Stated problem
Repeat every line of the data exactly, but not the pictures.

__________

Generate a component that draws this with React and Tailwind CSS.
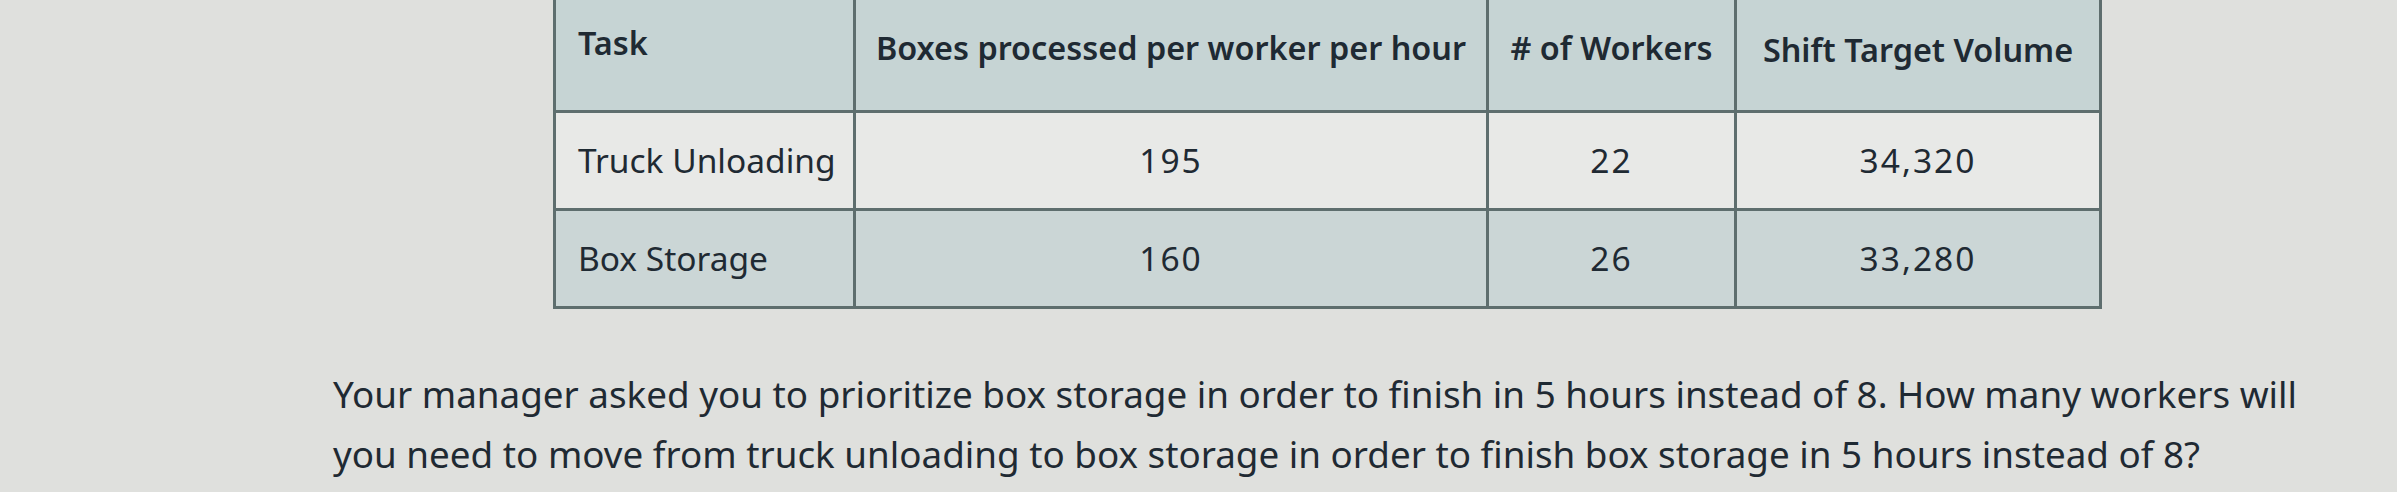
import React from 'react';

const rows = [
    { task: 'Truck Unloading', rate: '195', workers: '22', target: '34,320', bg: 'bg-[#e8e9e7]' },
    { task: 'Box Storage', rate: '160', workers: '26', target: '33,280', bg: 'bg-[#cbd6d6]' },
];

const App = () => {
    return (
        <div className="w-[2397px] h-[492px] overflow-hidden bg-[#dfe0dd] text-[#1f2a33] font-['Noto_Sans',sans-serif]">
            <table className="ml-[553px] w-[1546px] border-collapse border-[3px] border-t-0 border-[#5e6e6e] table-fixed">
                <colgroup>
                    <col className="w-[300px]" />
                    <col className="w-[633px]" />
                    <col className="w-[248px]" />
                    <col className="w-[365px]" />
                </colgroup>
                <thead>
                    <tr className="bg-[#c6d4d4] h-[111px]">
                        <th className="border-[3px] border-t-0 border-[#5e6e6e] text-left align-top pt-[18px] px-[22px] text-[32.4px] font-semibold">Task</th>
                        <th className="border-[3px] border-t-0 border-[#5e6e6e] text-center align-top pt-[23px] text-[32.4px] font-semibold whitespace-nowrap">Boxes processed per worker per hour</th>
                        <th className="border-[3px] border-t-0 border-[#5e6e6e] text-center align-top pt-[23px] text-[32.4px] font-semibold whitespace-nowrap">
                            # of Workers
                        </th>
                        <th className="border-[3px] border-t-0 border-[#5e6e6e] text-center align-top pt-[25px] text-[32.4px] font-semibold whitespace-nowrap">
                            Shift Target Volume
                        </th>
                    </tr>
                </thead>
                <tbody>
                    {rows.map((r) => (
                        <tr key={r.task} className={`${r.bg} h-[98px] text-[33.5px]`}>
                            <td className="border-[3px] border-[#5e6e6e] pl-[22px] pr-0 whitespace-nowrap">{r.task}</td>
                            <td className="border-[3px] border-[#5e6e6e] text-center tracking-[2px]">{r.rate}</td>
                            <td className="border-[3px] border-[#5e6e6e] text-center tracking-[2px]">{r.workers}</td>
                            <td className="border-[3px] border-[#5e6e6e] text-center tracking-[2px]">{r.target}</td>
                        </tr>
                    ))}
                </tbody>
            </table>
            <p className="ml-[333px] mt-[55px] text-[36.8px] leading-[60px] whitespace-nowrap">
                Your manager asked you to prioritize box storage in order to finish in 5 hours instead of 8. How many workers will
                <br />
                you need to move from truck unloading to box storage in order to finish box storage in 5 hours instead of 8?
            </p>
        </div>
    );
};

export default App;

__________

Output
Generate a component that draws this with React and Tailwind CSS.
import React from 'react';

const rows = [
    { task: 'Truck Unloading', rate: '195', workers: '22', target: '34,320', bg: 'bg-[#e8e9e7]' },
    { task: 'Box Storage', rate: '160', workers: '26', target: '33,280', bg: 'bg-[#cbd6d6]' },
];

const App = () => {
    return (
        <div className="w-[2397px] h-[492px] overflow-hidden bg-[#dfe0dd] text-[#1f2a33] font-['Noto_Sans',sans-serif]">
            <table className="ml-[553px] w-[1546px] border-collapse border-[3px] border-t-0 border-[#5e6e6e] table-fixed">
                <colgroup>
                    <col className="w-[300px]" />
                    <col className="w-[633px]" />
                    <col className="w-[248px]" />
                    <col className="w-[365px]" />
                </colgroup>
                <thead>
                    <tr className="bg-[#c6d4d4] h-[111px]">
                        <th className="border-[3px] border-t-0 border-[#5e6e6e] text-left align-top pt-[18px] px-[22px] text-[32.4px] font-semibold">Task</th>
                        <th className="border-[3px] border-t-0 border-[#5e6e6e] text-center align-top pt-[23px] text-[32.4px] font-semibold whitespace-nowrap">Boxes processed per worker per hour</th>
                        <th className="border-[3px] border-t-0 border-[#5e6e6e] text-center align-top pt-[23px] text-[32.4px] font-semibold whitespace-nowrap">
                            # of Workers
                        </th>
                        <th className="border-[3px] border-t-0 border-[#5e6e6e] text-center align-top pt-[25px] text-[32.4px] font-semibold whitespace-nowrap">
                            Shift Target Volume
                        </th>
                    </tr>
                </thead>
                <tbody>
                    {rows.map((r) => (
                        <tr key={r.task} className={`${r.bg} h-[98px] text-[33.5px]`}>
                            <td className="border-[3px] border-[#5e6e6e] pl-[22px] pr-0 whitespace-nowrap">{r.task}</td>
                            <td className="border-[3px] border-[#5e6e6e] text-center tracking-[2px]">{r.rate}</td>
                            <td className="border-[3px] border-[#5e6e6e] text-center tracking-[2px]">{r.workers}</td>
                            <td className="border-[3px] border-[#5e6e6e] text-center tracking-[2px]">{r.target}</td>
                        </tr>
                    ))}
                </tbody>
            </table>
            <p className="ml-[333px] mt-[55px] text-[36.8px] leading-[60px] whitespace-nowrap">
                Your manager asked you to prioritize box storage in order to finish in 5 hours instead of 8. How many workers will
                <br />
                you need to move from truck unloading to box storage in order to finish box storage in 5 hours instead of 8?
            </p>
        </div>
    );
};

export default App;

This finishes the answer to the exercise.